What are the challenges for women in sport? What still needs to change?
The momentum we have witnessed over the last few years in favour of women’s football is awesome – truly inspiring. From the top, the AFL has been driving the evolution of the AFLW, committing resources and funds to deliver a stand-alone league that delivers equal opportunity for men and women in the game. That has lead to a huge rise in the uptake of women’s football at a grassroots level, which is also fantastic. The challenge now is to accommodate for all of this demand and momentum, and the solution is to better to equip the sporting clubs to respond and accommodate through better facilities. This is a big gap to fill though, and it will take time which will make the next few years pretty challenging.
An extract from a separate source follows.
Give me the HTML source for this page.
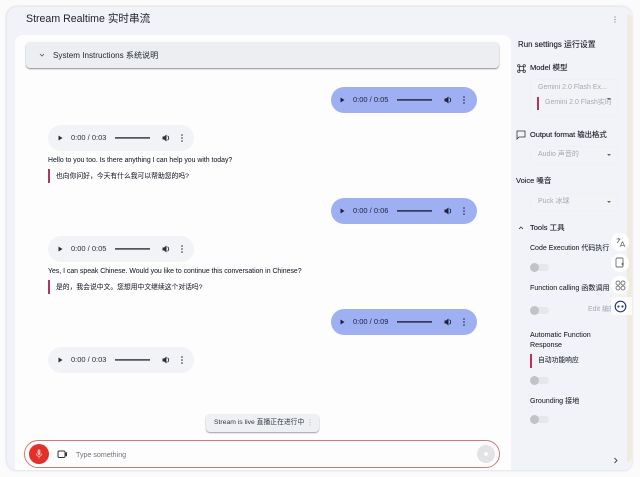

However, this is now a big focus for the AFL and many VFL Clubs, and Sandringham is working hard to get women’s facilities for 2019 which is fantastic.
Who have been the most influential women in your life?
My mum definitely, and I’m not just saying that because it’s Mothers Day this Sunday and I am trying to score brownie points. She is an incredible woman, runs her own business too and has been a massive inspiration for me throughout my life. She’s always there for me as well, through the good times and the bad. She always reminds me to “start where you are, use what you have, do what you can” when work is overwhelming or life is getting hectic. She’s very good egg.
What motivates you?
I think I am the type of person that is motivated to have an impact and get stuff done, so I am quite results driven. I also enjoy contributing and giving back - I get a lot out of helping people.